[start Information shown]

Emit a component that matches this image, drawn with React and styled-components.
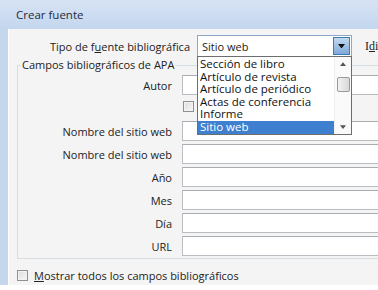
import React from 'react'
import styled, { createGlobalStyle } from 'styled-components'

const GlobalStyle = createGlobalStyle`
  body {
    margin: 0;
    background: #fff;
    font-family: "Open Sans", "Noto Sans", sans-serif;
    color: #222;
  }
`

const Window = styled.div`
  width: 378px;
  height: 285px;
  display: flex;
  flex-direction: column;
  overflow: hidden;
`

const TitleBar = styled.div`
  height: 29px;
  flex: none;
  display: flex;
  align-items: center;
  padding-left: 16px;
  background: linear-gradient(#d6e3f4, #c4d6ee);
  font-size: 11.5px;
  color: #1e2b3c;
`

const Frame = styled.div`
  flex: 1;
  display: flex;
  border-left: 8px solid #c5d6ed;
`

const Content = styled.div`
  flex: 1;
  display: flex;
  flex-direction: column;
  background: #f4f4f4;
  border-left: 1px solid #fdfdfd;
  font-size: 11px;
`

const TypeRow = styled.div`
  display: grid;
  grid-template-columns: 181px 155px auto;
  column-gap: 7px;
  align-items: center;
  margin-top: 6px;
  height: 22px;
`

const RightLabel = styled.span`
  text-align: right;
  white-space: nowrap;
`

const Key = styled.span`
  text-decoration: underline;
`

const Combo = styled.div`
  position: relative;
  height: 22px;
  box-sizing: border-box;
  border: 1px solid #8fa7c6;
  background: #fff;
  display: flex;
  align-items: center;
  padding-left: 4px;
`

const ComboValue = styled.span`
  flex: 1;
`

const ComboButton = styled.span`
  width: 17px;
  height: 18px;
  margin-right: 1px;
  box-sizing: border-box;
  border: 1px solid #3f7bb3;
  background: linear-gradient(#c2d9f1, #7ea9d9);
  display: flex;
  align-items: center;
  justify-content: center;
`

const List = styled.div`
  position: absolute;
  left: -1px;
  right: -1px;
  top: 20px;
  height: 79px;
  box-sizing: border-box;
  border: 1px solid #6e6e6e;
  background: #fff;
  display: flex;
  z-index: 5;
`

const Items = styled.div`
  flex: 1;
  padding-top: 1px;
`

const Item = styled.div`
  height: 12.6px;
  line-height: 12.6px;
  padding-left: 2px;
  white-space: nowrap;
  font-size: 11.5px;
  background: ${p => (p.$active ? '#3e7fd0' : 'transparent')};
  color: ${p => (p.$active ? '#fff' : '#111')};
`

const ScrollBar = styled.div`
  width: 16px;
  display: flex;
  flex-direction: column;
  align-items: center;
  background: #fafafa;
  border-left: 1px solid #f0f0f0;
`

const Arrow = styled.div`
  height: 14px;
  display: flex;
  align-items: center;
  justify-content: center;
`

const Track = styled.div`
  flex: 1;
  width: 100%;
  display: flex;
  flex-direction: column;
  align-items: center;
  padding-top: 6px;
`

const Thumb = styled.div`
  width: 13px;
  height: 15px;
  box-sizing: border-box;
  border: 1px solid #9a9a9a;
  border-radius: 2px;
  background: linear-gradient(90deg, #f2f2f2, #d8d8d8);
`

const LangLabel = styled.span`
  margin-left: 6px;
  font-family: "Liberation Serif", serif;
  font-size: 12px;
  white-space: nowrap;
`

const GroupBox = styled.fieldset`
  margin: 0 0 0 8px;
  padding: 0 0 2px 0;
  border: 1px solid #d6dde3;
  border-right: none;
  min-width: 0;
`

const Legend = styled.legend`
  margin-left: 3px;
  padding: 0 1px;
  font-size: 11px;
  line-height: 16px;
`

const Rows = styled.div`
  display: flex;
  flex-direction: column;
  gap: 3px;
  padding-top: 2px;
`

const Row = styled.div`
  display: grid;
  grid-template-columns: 154px 1fr;
  column-gap: 10px;
  align-items: center;
  height: 20px;
`

const Input = styled.div`
  height: 20px;
  box-sizing: border-box;
  border: 1px solid #b9bcc0;
  border-top-color: #a9acb0;
  background: #fff;
  min-width: 0;
`

const CheckLine = styled.div`
  display: flex;
  align-items: flex-start;
  gap: 4px;
  height: 100%;
`

const Box = styled.span`
  flex: none;
  width: 11px;
  height: 11px;
  margin-top: ${p => p.$offset || 0}px;
  margin-left: ${p => p.$indent || 0}px;
  box-sizing: border-box;
  border: 1px solid #8f9090;
  background: linear-gradient(135deg, #dcdcdc, #f7f7f7);
  box-shadow: inset 0 0 0 1px #f3f3f3;
`

const Footer = styled.div`
  display: flex;
  align-items: center;
  gap: 6px;
  margin: 9px 0 0 8px;
  height: 14px;
  font-size: 11px;
`

const types = [
  'Sección de libro',
  'Artículo de revista',
  'Artículo de periódico',
  'Actas de conferencia',
  'Informe',
  'Sitio web',
]

const fields = ['Nombre del sitio web', 'Nombre del sitio web', 'Año', 'Mes', 'Día', 'URL']

const Triangle = ({ up, color = '#222', size = 7 }) => (
  <svg width={size} height={size / 2 + 1} viewBox="0 0 8 5">
    <path d={up ? 'M0 5 L4 0 L8 5 Z' : 'M0 0 L8 0 L4 5 Z'} fill={color} />
  </svg>
)

export default function App() {
  return (
    <>
      <GlobalStyle />
      <Window>
        <TitleBar>Crear fuente</TitleBar>
        <Frame>
          <Content>
            <TypeRow>
              <RightLabel>
                Tipo de f<Key>u</Key>ente bibliográfica
              </RightLabel>
              <Combo>
                <ComboValue>Sitio web</ComboValue>
                <ComboButton>
                  <Triangle color="#111" />
                </ComboButton>
                <List>
                  <Items>
                    {types.map(t => (
                      <Item key={t} $active={t === 'Sitio web'}>{t}</Item>
                    ))}
                  </Items>
                  <ScrollBar>
                    <Arrow><Triangle up color="#555" size={6} /></Arrow>
                    <Track><Thumb /></Track>
                    <Arrow><Triangle color="#555" size={6} /></Arrow>
                  </ScrollBar>
                </List>
              </Combo>
              <LangLabel>I<Key>d</Key>ioma</LangLabel>
            </TypeRow>

            <GroupBox>
              <Legend>Campos bibliográficos de APA</Legend>
              <Rows>
                <Row>
                  <RightLabel>Autor</RightLabel>
                  <Input />
                </Row>
                <Row>
                  <span />
                  <CheckLine>
                    <Box $offset={3} $indent={1} />
                    <Input />
                  </CheckLine>
                </Row>
                {fields.map((f, i) => (
                  <Row key={i}>
                    <RightLabel>{f}</RightLabel>
                    <Input />
                  </Row>
                ))}
              </Rows>
            </GroupBox>

            <Footer>
              <Box />
              <span>
                <Key>M</Key>ostrar todos los campos bibliográficos
              </span>
            </Footer>
          </Content>
        </Frame>
      </Window>
    </>
  )
}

[end Information shown]

## Description of the task
Gather each line of the listing that holds the string "components".

## Exercise result
Emit a component that matches this image, drawn with React and styled-components.
import styled, { createGlobalStyle } from 'styled-components'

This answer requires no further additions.